With the MLB Draft working out in favor of Texas, the staff was able to largely add depth through the portal instead of trying to find starters, although two preseason losses hurt those efforts — Notre Dame transfer left-hander Will Mercer is out for the season due to injury and Duke transfer first baseman Luke Storm is stepping away from baseball for personal reasons.

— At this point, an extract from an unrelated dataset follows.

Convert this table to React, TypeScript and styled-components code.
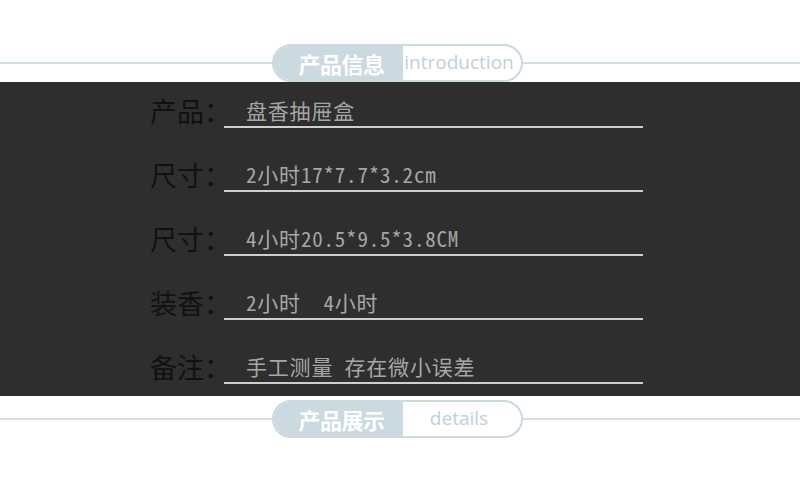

Additions to watch include Penn transfer outfielder Seth Werchan, San Diego and Chabot College transfer outfielder Casey Cummings, Blinn transfer pitcher Gage Boehm, and LSU and McLennan College transfer pitcher Grant Fontenot.

Following last season’s major reload, the 2024 Texas roster features a more ideal blend of returning players and talented newcomers.

“I think we have such a good balance of older leaders with young talent, and then created some depth with that,” said Pierce.

The returnees help carry over the program’s culture and an identity that formed late last season when a sweep of West Virginia to close the regular season split the Big 12 title and set the stage for a convincing performance in the Coral Gables Regional and three hard-fought games in Palo Alto as the group emerged from the considerable shadow of the 2021 and 2022 teams.

“You could see them kind of take the identity of who they are now as a team and that’s what’s exciting when you’re at a place like Texas where everybody knows that there’s that chance, there’s that real aspiration of playing for a national championship and it’s pretty evident through our building of, that’s the goal, that’s the plan, and so that’s the standard,” said Pierce.

But where last year’s team relied on young players at several positions and as depth while struggling to establish roles in the starting rotation and bullpen, the growing pains suffered in 2023 combined with the favorable MLB Draft results have the Longhorns better positioned as a roster, according to Pierce.

“There’s a lot of good pieces, I think — we have the ability to be a complete team.”